Reverting this commit fixes that issue and the GPIOs in question are
accessible again.
I would like to have more information.
Can you enable PINCTRL and GPIO debug options in the kernel, and show dmesg
output (when kernel command line has 'ignore_loglevel' option) for both working
and non-working cases?
Also if it's possible to have DSDT.dsl of the device in question along with
output of `grep -H 15 /sys/bus/acpi/devices/*/status`.
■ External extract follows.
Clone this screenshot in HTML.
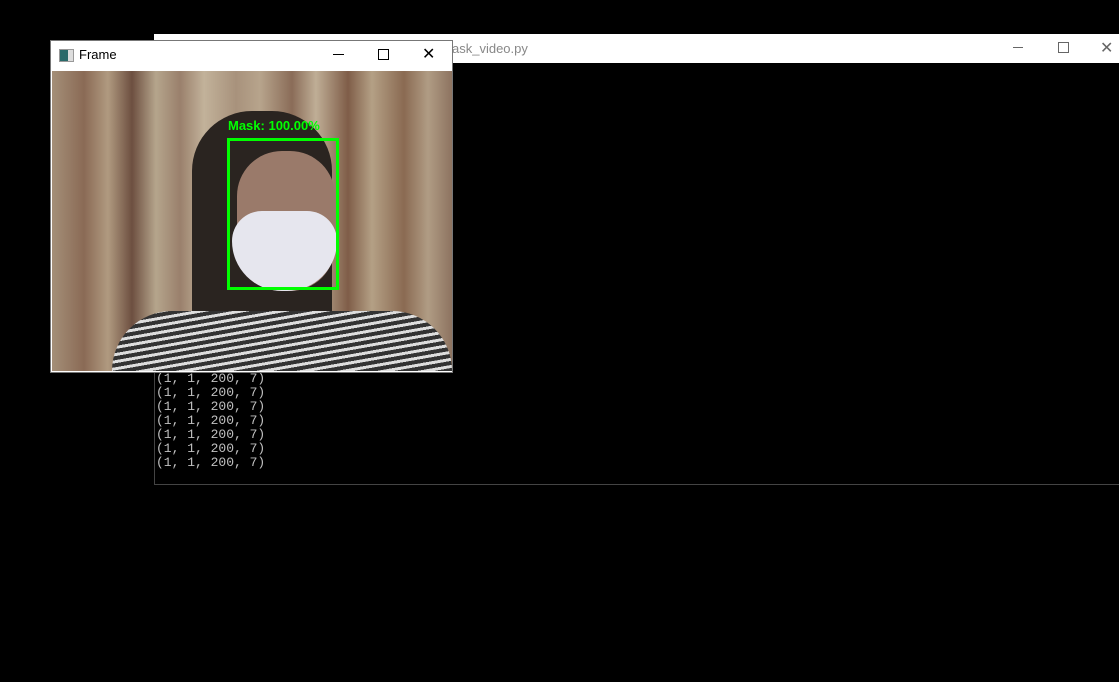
<!DOCTYPE html><html><head><style>
body{margin:0;width:1119px;height:682px;background:#000;position:relative;overflow:hidden;font-family:"Liberation Sans",sans-serif}
.con{position:absolute;left:154px;top:34px;width:965px;height:450px;border:1px solid #444;border-right:none;border-top:none;background:#000}
.ctb{position:absolute;left:154px;top:34px;width:965px;height:29px;background:#fff}
.ctt{position:absolute;left:452px;top:41px;font-size:13px;color:#888}
.out{position:absolute;left:156px;top:372px;font-family:"Liberation Mono",monospace;font-size:13px;line-height:14px;color:#c0c0c0;white-space:pre}
.fr{position:absolute;left:50px;top:40px;width:401px;height:331px;border:1px solid #777;background:#fff}
.img{position:absolute;left:1px;top:30px;width:400px;height:300px;background:
linear-gradient(90deg,#a48f78 0,#8a6a55 8%,#b09a80 14%,#6d4f40 20%,#b5a58c 26%,#9a806c 32%,#c2b29a 38%,#a8927c 46%,#b7a48c 52%,#8a6c58 60%,#bfae96 66%,#7f5d48 74%,#b4a085 80%,#8a6a52 88%,#b09c84 94%,#8d7360 100%)}
.g{position:absolute}
</style></head><body>
<div class="con"></div>
<div class="ctb"></div>
<div class="ctt">ask_video.py</div>
<div class="g" style="left:1013px;top:47px;width:10px;height:1px;background:#666"></div>
<div class="g" style="left:1058px;top:42px;width:9px;height:9px;border:1px solid #666"></div>
<div class="g" style="left:1100px;top:38px;font-size:16px;color:#666">✕</div>
<div class="out">(1, 1, 200, 7)
(1, 1, 200, 7)
(1, 1, 200, 7)
(1, 1, 200, 7)
(1, 1, 200, 7)
(1, 1, 200, 7)
(1, 1, 200, 7)</div>
<div class="fr">
<div class="g" style="left:8px;top:8px;width:13px;height:11px;border:1px solid #999;background:linear-gradient(90deg,#2a6a6a 60%,#ddd 60%)"></div>
<div class="g" style="left:28px;top:6px;font-size:13px;color:#000">Frame</div>
<div class="g" style="left:282px;top:13px;width:11px;height:1px;background:#000"></div>
<div class="g" style="left:327px;top:8px;width:9px;height:9px;border:1px solid #000"></div>
<div class="g" style="left:371px;top:3px;font-size:16px;color:#000">✕</div>
<div class="img">
<div class="g" style="left:140px;top:40px;width:140px;height:220px;background:#2a2420;border-radius:60px 60px 10px 10px"></div>
<div class="g" style="left:60px;top:240px;width:340px;height:60px;background:repeating-linear-gradient(170deg,#ddd 0,#ddd 3px,#333 3px,#333 7px);border-radius:80px 80px 0 0"></div>
<div class="g" style="left:185px;top:80px;width:98px;height:140px;background:#9a7a6a;border-radius:45px"></div>
<div class="g" style="left:180px;top:140px;width:105px;height:80px;background:#e6e6ee;border-radius:30px 30px 50px 50px"></div>
<div class="g" style="left:175px;top:67px;width:106px;height:146px;border:3px solid #0f0"></div>
<div class="g" style="left:176px;top:47px;font-size:13px;font-weight:bold;color:#0f0">Mask: 100.00%</div>
</div></div>
</body></html>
There is probably a better option than straight up reverting this, so
consider this more of a bug-report.
Indeed.
Can you test if the below helps (probably you have to apply it by editing
the file manually):
--- a/drivers/pinctrl/intel/pinctrl-intel.c
+++ b/drivers/pinctrl/intel/pinctrl-intel.c
@@ -1392,6 +1392,7 @@ static int intel_pinctrl_add_padgroups_by_size(struct intel_pinctrl *pctrl,
gpps[i].size = min(gpp_size, npins);
npins -= gpps[i].size;
+ gpps[i].gpio_base = gpps[i].base;
gpps[i].padown_num = padown_num;
That does fix the issue! Thanks for the fast response and fix!